The remaining issue is whether a supply of airtime to the Appellants staff was a supply made for reduced consideration under section 18(7) of the Act. Under section 18(1) of the Act a taxable supply is a supply of goods or services, made by a taxable person for a consideration and under subsection (4) a supply is made for a consideration if the supplier directly or indirectly receives payment for the supply; Under subsection 6 where goods have been supplied to a taxable person for the purposes of his business activities, the supply of those goods shall be regarded as a supply for consideration and under subsection (7) a supply is made for reduced consideration if the supply is made between associates for no consideration or between associates for a consideration that is less than the fair market value of the supply. I have already held that the supply of airtime by the Appellant to its staff was a supply of services and the Appellant and its staff were associates within the provisions of section 3 of the VAT Act. Therefore it was supply of services between associates. However the Appellants case before the Tribunal was that the supply was for no consideration. The Tribunal held that any supply of airtime made to staff for use on official duties for free is deemed a supply made for reduced consideration between the Appellant and its staff under sections 3 and 18(7) of the VAT Act and is liable to VAT.

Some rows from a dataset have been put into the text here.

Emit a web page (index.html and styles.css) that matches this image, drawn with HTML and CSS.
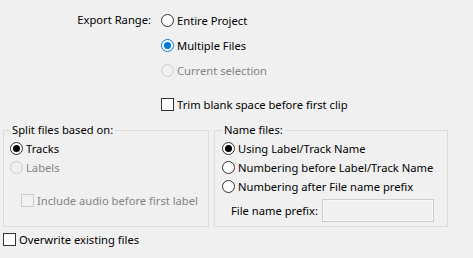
FILE: index.html
```html
<!DOCTYPE html>
<html>
<head>
    <title>Export Multiple</title>
    <link rel="stylesheet" href="styles.css">
</head>
<body>
    <div class="dialog">
        <!-- Export range -->
        <div class="range">
            <div class="range-label">Export Range:</div>
            <div class="range-options">
                <div class="option"><span class="radio"></span>Entire Project</div>
                <div class="option"><span class="radio checked focus"></span>Multiple Files</div>
                <div class="option disabled"><span class="radio"></span>Current selection</div>
            </div>
        </div>
        <div class="option trim"><span class="check"></span>Trim blank space before first clip</div>

        <!-- Groups -->
        <div class="groups">
            <fieldset class="group split">
                <legend>Split files based on:</legend>
                <div class="option"><span class="radio checked"></span>Tracks</div>
                <div class="option disabled"><span class="radio"></span>Labels</div>
                <div class="option disabled include"><span class="check"></span>Include audio before first label</div>
            </fieldset>
            <fieldset class="group names">
                <legend>Name files:</legend>
                <div class="option"><span class="radio checked"></span>Using Label/Track Name</div>
                <div class="option"><span class="radio"></span>Numbering before Label/Track Name</div>
                <div class="option"><span class="radio"></span>Numbering after File name prefix</div>
                <div class="prefix">
                    <label for="prefix">File name prefix:</label>
                    <input type="text" id="prefix" disabled>
                </div>
            </fieldset>
        </div>

        <div class="option overwrite"><span class="check"></span>Overwrite existing files</div>
    </div>
</body>
</html>
```

FILE: styles.css
```css
body {
    margin: 0;
    background-color: #f0f0f0;
    font-family: "Noto Sans", sans-serif;
    font-size: 11.2px;
    color: #000;
}
.dialog {
    width: 473px;
    height: 258px;
    padding-top: 10px;
    box-sizing: border-box;
}
.range {
    display: flex;
}
.range-label {
    width: 151px;
    text-align: right;
    line-height: 20px;
    margin-right: 10px;
}
.range-options {
    display: flex;
    flex-direction: column;
    gap: 5px;
}
.option {
    display: flex;
    align-items: center;
    height: 19px;
    white-space: nowrap;
}
.range-options .option {
    height: 20px;
}
.disabled {
    color: #838383;
}
.radio {
    width: 13px;
    height: 13px;
    box-sizing: border-box;
    border: 1px solid #333;
    border-radius: 50%;
    background-color: #fff;
    margin-right: 3px;
    display: flex;
    align-items: center;
    justify-content: center;
    flex-shrink: 0;
}
.radio.checked::after {
    content: "";
    width: 7px;
    height: 7px;
    border-radius: 50%;
    background-color: #000;
}
.radio.focus {
    border-color: #0078d7;
}
.radio.focus::after {
    background-color: #0078d7;
}
.disabled .radio {
    border-color: #cccccc;
    background-color: #f0f0f0;
}
.check {
    width: 13px;
    height: 13px;
    box-sizing: border-box;
    border: 1px solid #333;
    background-color: #fff;
    margin-right: 3px;
    flex-shrink: 0;
}
.disabled .check {
    border-color: #cccccc;
    background-color: #f0f0f0;
}
.trim {
    height: 20px;
    margin-top: 14px;
    padding-left: 161px;
}
.groups {
    display: flex;
    gap: 5px;
    margin-top: 8px;
    padding-left: 3px;
}
.group {
    margin: 0;
    min-width: 0;
    border: 1px solid #dcdcdc;
    padding: 1px 0 4px 6px;
    box-sizing: border-box;
}
.group legend {
    padding: 0 2px;
    line-height: 16px;
}
.split {
    width: 206px;
}
.names {
    width: 234px;
    padding-left: 7px;
}
.include {
    height: 20px;
    margin-top: 13px;
    padding-left: 11px;
}
.prefix {
    display: flex;
    align-items: center;
    margin-top: 3px;
    padding-left: 9px;
}
.prefix label {
    margin-right: 4px;
}
.prefix input {
    width: 112px;
    height: 23px;
    box-sizing: border-box;
    border: 1px solid #cccccc;
    background-color: #f0f0f0;
    box-shadow: inset 0 0 0 1px #f7f7f7;
    margin: 0;
}
.overwrite {
    height: 20px;
    margin-top: 2px;
    padding-left: 3px;
}
```
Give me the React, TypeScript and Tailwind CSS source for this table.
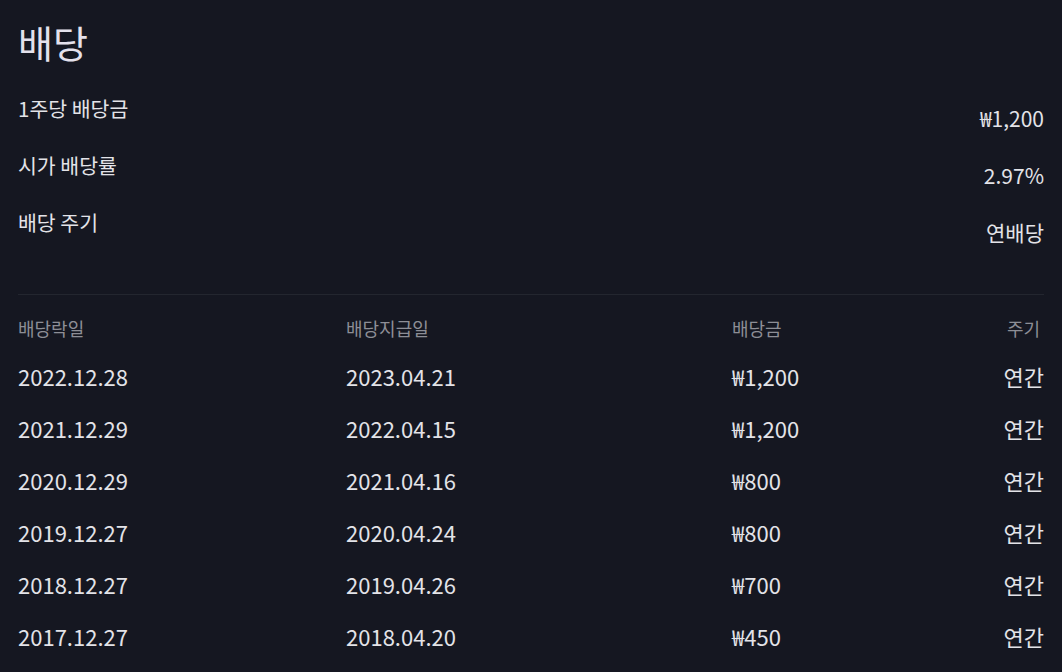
import React from 'react';

const info = [
  { label: '1주당 배당금', value: '₩1,200' },
  { label: '시가 배당률', value: '2.97%' },
  { label: '배당 주기', value: '연배당' },
];

const rows = [
  ['2022.12.28', '2023.04.21', '₩1,200', '연간'],
  ['2021.12.29', '2022.04.15', '₩1,200', '연간'],
  ['2020.12.29', '2021.04.16', '₩800', '연간'],
  ['2019.12.27', '2020.04.24', '₩800', '연간'],
  ['2018.12.27', '2019.04.26', '₩700', '연간'],
  ['2017.12.27', '2018.04.20', '₩450', '연간'],
];

export default function App() {
  return (
    <div
      className="w-[1062px] h-[672px] overflow-hidden bg-[#151721] text-[#e3e3e8] px-[18px] pt-[20px]"
      style={{ fontFamily: '"Noto Sans CJK KR", "Noto Sans", sans-serif' }}
    >
      <h1 className="h-[44px] text-[38px] leading-[44px] font-normal text-[#e4e1ec]">배당</h1>

      <div className="mt-[32px]">
        {info.map((item) => (
          <div key={item.label} className="h-[57px] flex justify-between items-start">
            <span className="text-[20.5px] leading-[24px]">{item.label}</span>
            <span className="text-[21px] leading-[24px] mt-[10px]">{item.value}</span>
          </div>
        ))}
      </div>

      <div className="mt-[27px] border-t border-[#23262f]" />

      <div className="grid grid-cols-[328px_386px_1fr_auto] h-[34px] mt-[16px] items-center text-[18px] text-[#8d8e96]">
        <span>배당락일</span>
        <span>배당지급일</span>
        <span>배당금</span>
        <span className="pr-[4px]">주기</span>
      </div>

      <div className="mt-[5px]">
        {rows.map((r) => (
          <div key={r[0]} className="grid grid-cols-[328px_386px_1fr_auto] h-[52px] items-center text-[22px]">
            <span>{r[0]}</span>
            <span>{r[1]}</span>
            <span>{r[2]}</span>
            <span>{r[3]}</span>
          </div>
        ))}
      </div>
    </div>
  );
}
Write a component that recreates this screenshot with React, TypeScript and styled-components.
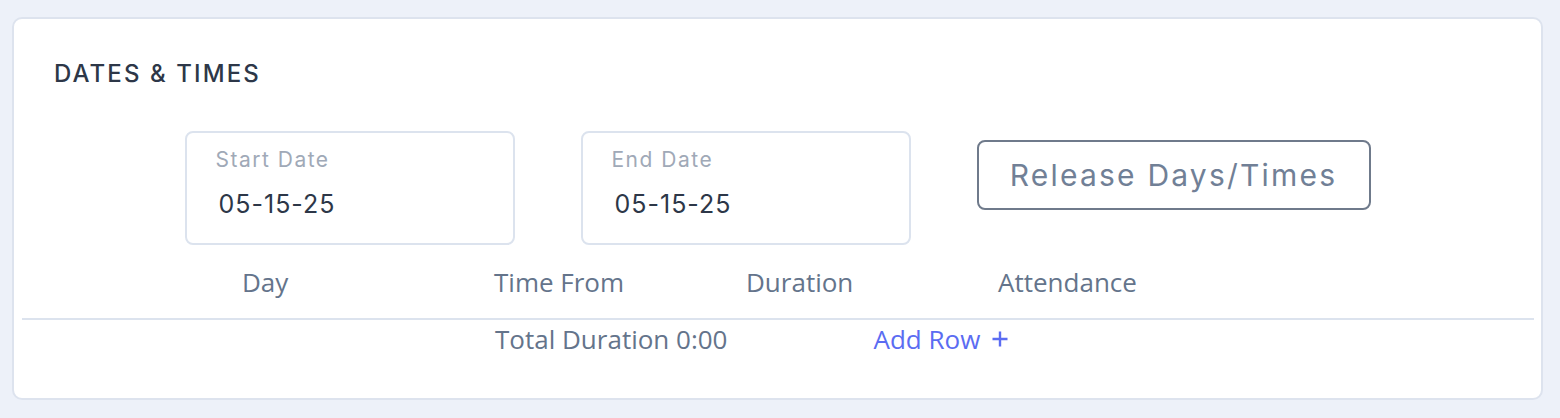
import styled, { createGlobalStyle } from 'styled-components'

const GlobalStyles = createGlobalStyle`
  html, body {
    margin: 0;
    padding: 0;
    background: #edf1f9;
  }
  * {
    box-sizing: border-box;
  }
`

const Page = styled.div`
  padding: 17px 17px 18px 12px;
  background: #edf1f9;
  min-height: 418px;
`

const Card = styled.section`
  height: 383px;
  background: #ffffff;
  border: 2px solid #dde3ee;
  border-radius: 10px;
  display: flex;
  flex-direction: column;
`

const Title = styled.h2`
  margin: 0;
  padding: 40px 40px 0;
  font-family: Inter, 'Noto Sans', sans-serif;
  font-size: 24px;
  line-height: 29px;
  font-weight: 500;
  letter-spacing: 2.1px;
  color: #2d3748;
`

const DateRow = styled.div`
  display: flex;
  justify-content: center;
  align-items: flex-start;
  gap: 66px;
  margin-top: 43px;
`

const DateBox = styled.div`
  width: 330px;
  height: 114px;
  border: 2px solid #dce3ee;
  border-radius: 8px;
  padding: 14px 0 0 29px;
  display: flex;
  flex-direction: column;
  gap: 17px;
`

const DateLabel = styled.span`
  font-family: Inter, 'Noto Sans', sans-serif;
  font-size: 21px;
  line-height: 25px;
  letter-spacing: 1.5px;
  color: #a0a9b7;
`

const DateValue = styled.span`
  font-family: Inter, 'Noto Sans', sans-serif;
  font-size: 25px;
  line-height: 30px;
  letter-spacing: 1px;
  color: #2d3748;
  padding-left: 3px;
`

const ReleaseButton = styled.button`
  margin-top: 9px;
  width: 394px;
  height: 70px;
  padding: 0;
  background: #ffffff;
  border: 2px solid #6f7a8b;
  border-radius: 8px;
  font-family: Inter, 'Noto Sans', sans-serif;
  font-size: 30px;
  font-weight: 400;
  letter-spacing: 2.2px;
  color: #718096;
  cursor: pointer;
`

const Table = styled.div`
  margin: 20px 7px 0 8px;
  font-family: 'Open Sans', 'Noto Sans', sans-serif;
  font-size: 26px;
  line-height: 34px;
  color: #64748b;
`

const HeaderRow = styled.div`
  display: grid;
  grid-template-columns: repeat(4, 252px);
  padding: 0 0 19px 220px;
  border-bottom: 2px solid #dce3ee;
`

const HeaderCell = styled.div``

const FooterRow = styled.div`
  display: flex;
  align-items: center;
  padding: 2px 0 0 473px;
  gap: 146px;
`

const AddRow = styled.button`
  display: flex;
  align-items: center;
  gap: 12px;
  background: none;
  border: none;
  padding: 0;
  font: inherit;
  color: #5b6cf2;
  cursor: pointer;
`

const PlusIcon = () => (
  <svg width="16" height="16" viewBox="0 0 16 16" fill="none" stroke="currentColor" strokeWidth="2.4">
    <path d="M8 0.5v15M0.5 8h15" />
  </svg>
)

const columns = ['Day', 'Time From', 'Duration', 'Attendance']

const App = () => {
  return (
    <>
      <GlobalStyles />
      <Page>
        <Card>
          <Title>DATES &amp; TIMES</Title>
          <DateRow>
            <DateBox>
              <DateLabel>Start Date</DateLabel>
              <DateValue>05-15-25</DateValue>
            </DateBox>
            <DateBox>
              <DateLabel>End Date</DateLabel>
              <DateValue>05-15-25</DateValue>
            </DateBox>
            <ReleaseButton>Release Days/Times</ReleaseButton>
          </DateRow>
          <Table>
            <HeaderRow>
              {columns.map((col) => (
                <HeaderCell key={col}>{col}</HeaderCell>
              ))}
            </HeaderRow>
            <FooterRow>
              <span>Total Duration 0:00</span>
              <AddRow>
                Add Row
                <PlusIcon />
              </AddRow>
            </FooterRow>
          </Table>
        </Card>
      </Page>
    </>
  )
}

export default App
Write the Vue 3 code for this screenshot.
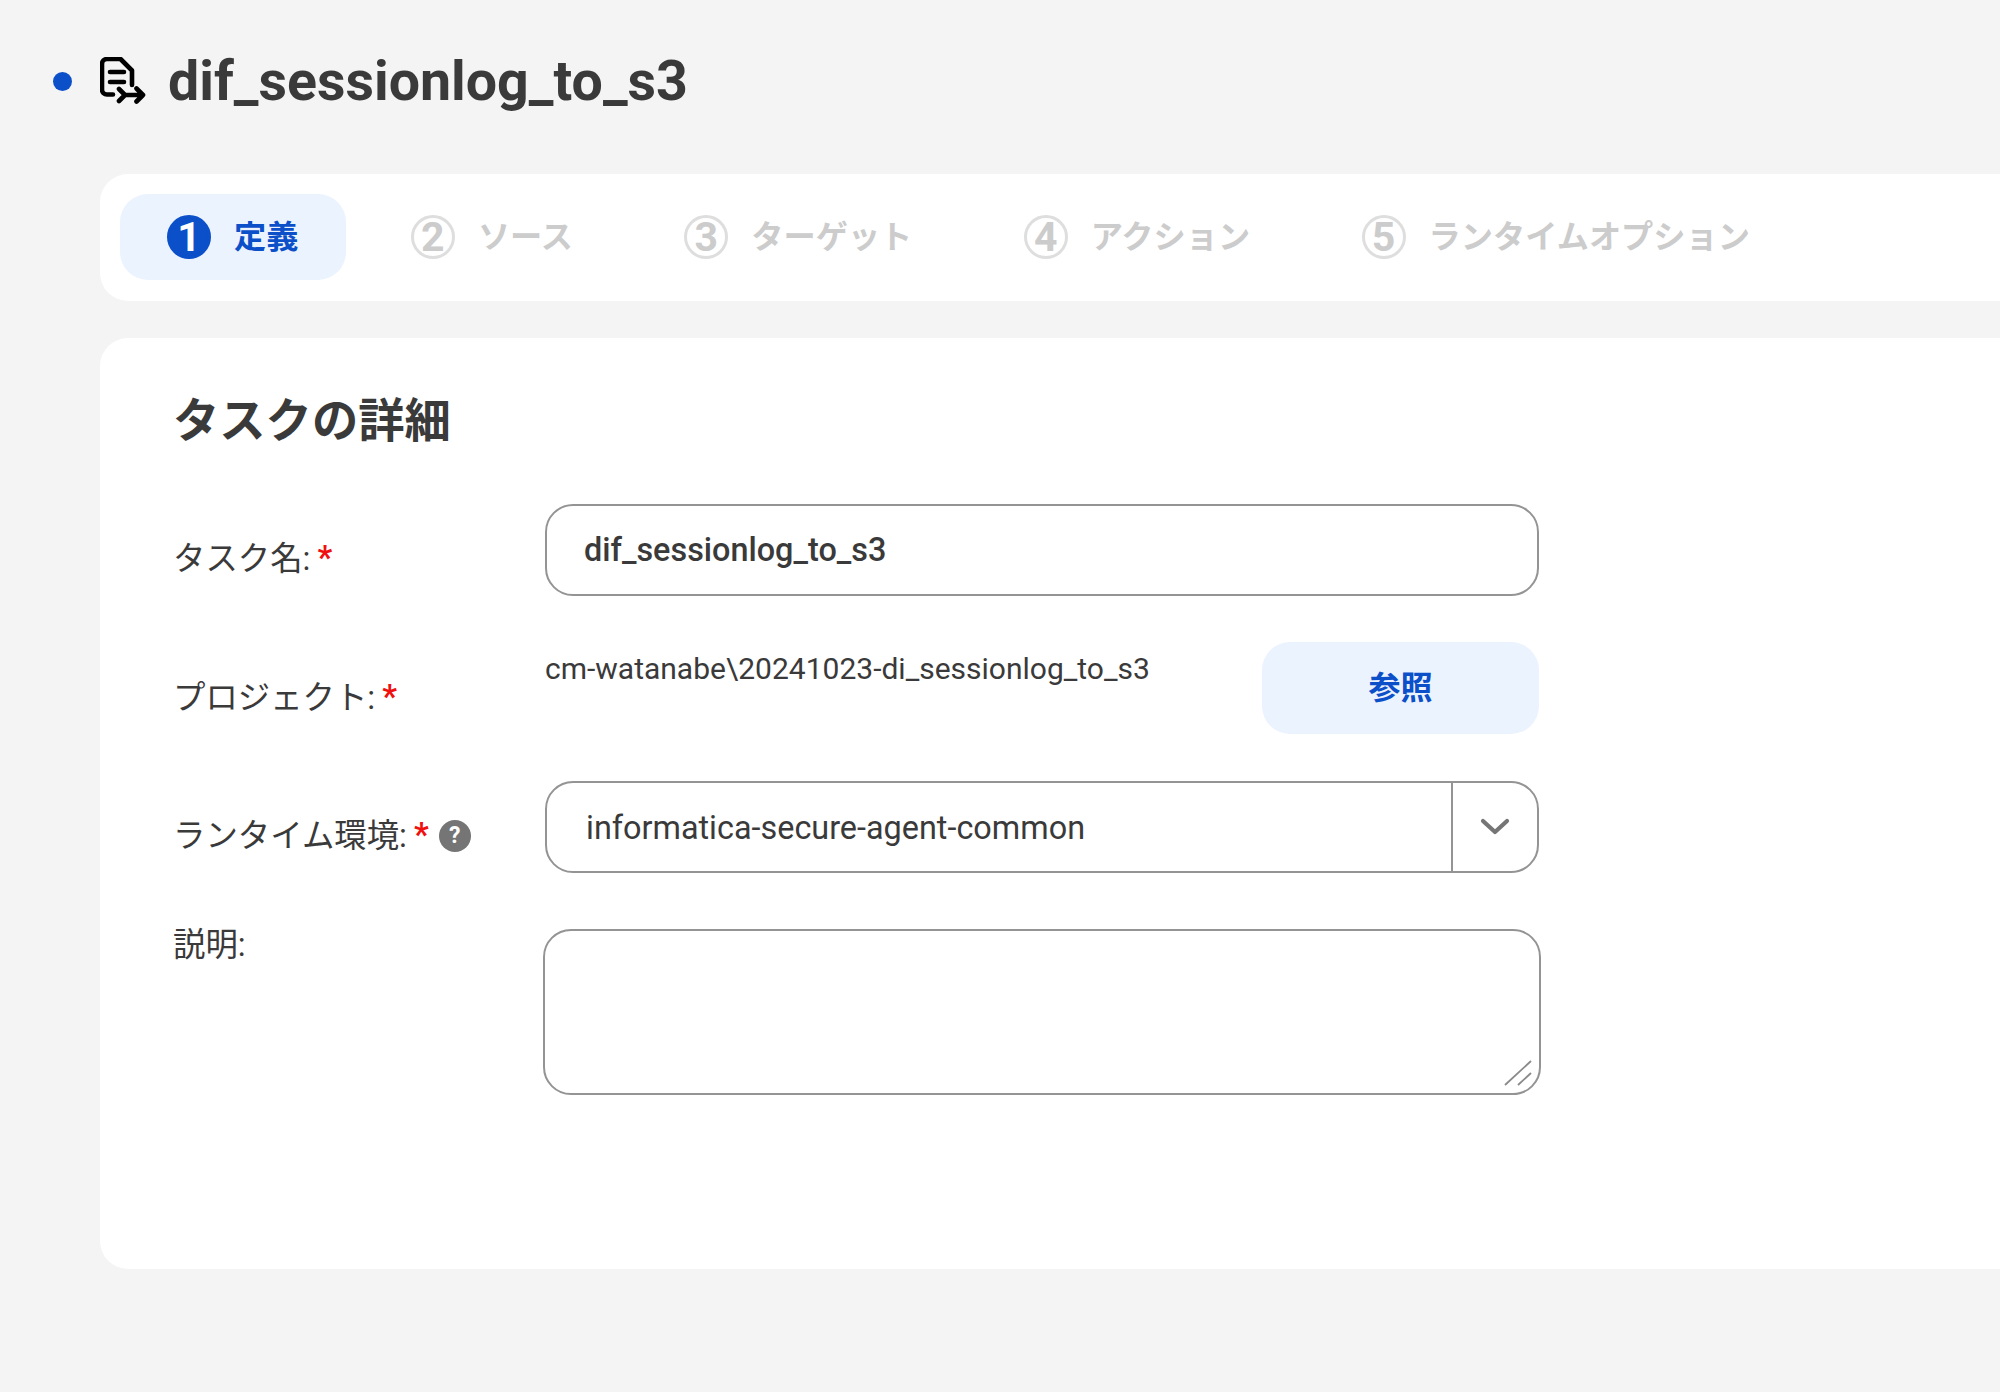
<script setup>
const steps = [
  { n: 1, label: '定義', active: true },
  { n: 2, label: 'ソース' },
  { n: 3, label: 'ターゲット' },
  { n: 4, label: 'アクション' },
  { n: 5, label: 'ランタイムオプション' }
]
</script>

<template>
  <div class="page">
    <header class="head">
      <span class="dot"></span>
      <svg class="doc" viewBox="0 0 46 48" fill="none" stroke="#000" stroke-width="4.6" stroke-linecap="round" stroke-linejoin="round">
        <path d="M13 37.5H7a5 5 0 0 1-5-5V7a5 5 0 0 1 5-5h13.5L32 13.5V28" />
        <path d="M10 15h14M10 25h14" />
        <path d="M19 32l6 6-6 6M24 38h19M36.500 31.500l6.500 6.500-6.500 6.500" />
      </svg>
      <h1 class="title">dif_sessionlog_to_s3</h1>
    </header>

    <nav class="stepbar">
      <div v-for="s in steps" :key="s.n" class="step" :class="{ active: s.active }">
        <span class="num">{{ s.n }}</span>
        <span class="step-label">{{ s.label }}</span>
      </div>
    </nav>

    <section class="card">
      <h2 class="card-title">タスクの詳細</h2>

      <div class="row row-name">
        <div class="label">タスク名:<span class="req">*</span></div>
        <div class="field value-name">dif_sessionlog_to_s3</div>
      </div>

      <div class="row row-project">
        <div class="label">プロジェクト:<span class="req">*</span></div>
        <div class="project">cm-watanabe\20241023-di_sessionlog_to_s3</div>
        <button class="browse" type="button">参照</button>
      </div>

      <div class="row row-runtime">
        <div class="label">ランタイム環境:<span class="req">*</span><span class="help">?</span></div>
        <div class="field select">
          <span class="select-value">informatica-secure-agent-common</span>
          <span class="select-arrow">
            <svg width="30" height="18" viewBox="0 0 30 18" fill="none" stroke="#757575" stroke-width="4.200" stroke-linecap="round" stroke-linejoin="round"><path d="M3 3l12 11L27 3" /></svg>
          </span>
        </div>
      </div>

      <div class="row row-desc">
        <div class="label">説明:</div>
        <div class="textarea">
          <svg class="grip" width="30" height="28" viewBox="0 0 30 28" fill="none" stroke="#8a8a8a" stroke-width="1.800"><path d="M2 26L28 2M15 26L28 14" /></svg>
        </div>
      </div>
    </section>
  </div>
</template>

<style>
html, body { margin: 0; background: #f4f4f4; overflow: hidden; }
</style>

<style scoped>
.page {
  height: 1392px;
  box-sizing: border-box;
  background: #f4f4f4;
  color: #3a3a3a;
  font-family: Roboto, "Noto Sans CJK JP", sans-serif;
  padding: 54px 0 0 53px;
}
.head {
  display: flex;
  align-items: center;
  height: 54px;
}
.dot {
  width: 19px;
  height: 19px;
  border-radius: 50%;
  background: #0b4fc9;
  margin-right: 28px;
}
.doc {
  width: 46px;
  height: 48px;
  margin-right: 22px;
}
.title {
  margin: 2px 0 0;
  font-size: 55.5px;
  font-weight: 700;
  line-height: 54px;
  color: #3a3a3a;
}
.stepbar {
  margin: 66px 0 0 47px;
  height: 127px;
  box-sizing: border-box;
  padding: 20px;
  background: #fff;
  border-radius: 28px 0 0 28px;
  display: flex;
  gap: 17.5px;
}
.step {
  display: flex;
  align-items: center;
  gap: 23px;
  height: 86px;
  padding: 0 47px;
  border-radius: 28px;
  color: #cccccc;
  font-size: 32.2px;
  font-weight: 700;
}
.step.active {
  background: #ebf3ff;
  color: #0b4fc9;
  padding-right: 48px;
}
.num {
  width: 44px;
  height: 44px;
  box-sizing: border-box;
  border: 3px solid #dedede;
  border-radius: 50%;
  display: flex;
  align-items: center;
  justify-content: center;
  font-size: 41px;
  line-height: 1;
}
.active .num {
  border-color: #0b4fc9;
  background: #0b4fc9;
  color: #fff;
}
.step-label { line-height: 44px; white-space: nowrap; }
.card {
  margin: 37px 0 0 47px;
  height: 931px;
  box-sizing: border-box;
  background: #fff;
  border-radius: 28px 0 0 28px;
  padding: 54px 0 0 73px;
}
.card-title {
  margin: 0;
  font-size: 46.3px;
  font-weight: 700;
  line-height: 58px;
  color: #3a3a3a;
}
.row {
  display: flex;
  width: 1366px;
  position: relative;
}
.label {
  width: 372px;
  flex: none;
  font-size: 32.4px;
  line-height: 44px;
  display: flex;
  align-items: center;
  color: #3a3a3a;
}
.req {
  color: #f01010;
  font-weight: 700;
  margin-left: 7px;
  position: relative;
  top: -1px;
}
.help {
  width: 32px;
  height: 32px;
  border-radius: 50%;
  background: #757575;
  color: #fff;
  font-size: 23px;
  font-weight: 700;
  line-height: 32px;
  text-align: center;
  margin-left: 10px;
}
.field {
  box-sizing: border-box;
  width: 994px;
  flex: none;
  height: 92px;
  border: 2px solid #949494;
  border-radius: 28px;
  background: #fff;
}
.row-name { margin-top: 54px; }
.row-name .label { padding-top: 33px; height: 44px; }
.value-name {
  display: flex;
  align-items: center;
  padding: 0 0 0 37px;
  font-size: 32.4px;
  font-weight: 500;
}
.row-project { margin-top: 46px; height: 92px; }
.row-project .label { padding-top: 34px; height: 44px; }
.project {
  flex: 1;
  font-size: 30px;
  line-height: 44px;
  padding-top: 5px;
}
.browse {
  flex: none;
  width: 277px;
  height: 92px;
  border: 0;
  border-radius: 28px;
  background: #ebf3ff;
  color: #0b4fc9;
  font: 700 32px Roboto, "Noto Sans CJK JP", sans-serif;
  padding: 0 0 7px;
}
.row-runtime { margin-top: 47px; }
.row-runtime .label { padding-top: 33px; height: 44px; }
.select {
  display: flex;
  align-items: stretch;
}
.select-value {
  flex: 1;
  padding: 1px 0 0 39px;
  display: flex;
  align-items: center;
  font-size: 32.4px;
  border-right: 2px solid #949494;
}
.select-arrow {
  width: 84px;
  display: flex;
  align-items: center;
  justify-content: center;
}
.row-desc { margin-top: 56px; }
.row-desc .label { height: 44px; margin-top: -6px; align-self: flex-start; }
.textarea {
  position: relative;
  box-sizing: border-box;
  width: 998px;
  flex: none;
  height: 166px;
  margin-left: -2px;
  border: 2px solid #949494;
  border-radius: 28px;
  background: #fff;
}
.grip {
  position: absolute;
  right: 6px;
  bottom: 6px;
}
</style>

Section 18(7) of the Act makes reference to “A supply” and I have found that supplies are in two categories under the Act – “supplies of goods” and “supplies of services.” In the instant case I have already held that the supply of airtime was a supply of services.

While submitting about the provisions of subsection 7 of section 18 Counsel for the Appellant argued that subsection (7) cannot stand alone. That it must be read together with subsection 18(6) which limits itself to supply of goods. He therefore concluded that there was no supply of goods to the Appellant’s staff written the meaning of subsection 18(6) and (7) of the Act. Subsections 18(5) and (6) make specific reference to supplies of goods. Subsection 18(6) is applicable in reference of supply of goods supplied to a taxable person for purposes of his or her business activities in which case such a supply if for a reduced consideration, shall be regarded as a supply for consideration. The issue is whether the supply in subsection 18(7) refers to supplies generally or to supplies of goods only. My considered view is that subsection 18(2), (4), (7) and (8) make provision for supply generally whether of “goods” or “services”. Under the subsection any supply whether of “goods” or services”, if made between associates for no consideration or between associates for a consideration that is less than the fair market value of the supply, is a supply made for reduced consideration. Subsection 18(7) doesn’t make any reference to the forging subsection (6) for them to be read together. All the subsections in section 18 must be read in light of subsection 18(1), which recognises the taxable supplies as being supplies either of goods or services.

I therefore find that the airtime provided by mobile cellular phone companies is a supply of services, that the supply made by the Appellant to its staff was between associates for no consideration and as such at reduced consideration under section3 and 18(7) of the VAT Act and therefore a taxable supply under section 18(1) of the VAT Act.

In view of my finding above I find that the Tribunal was correct to uphold the assessment of Ug. Shs. 358,652,458/= and the penalty of Ug. Shs. 253,161,660/=.

In the premises the appeal is dismissed with costs.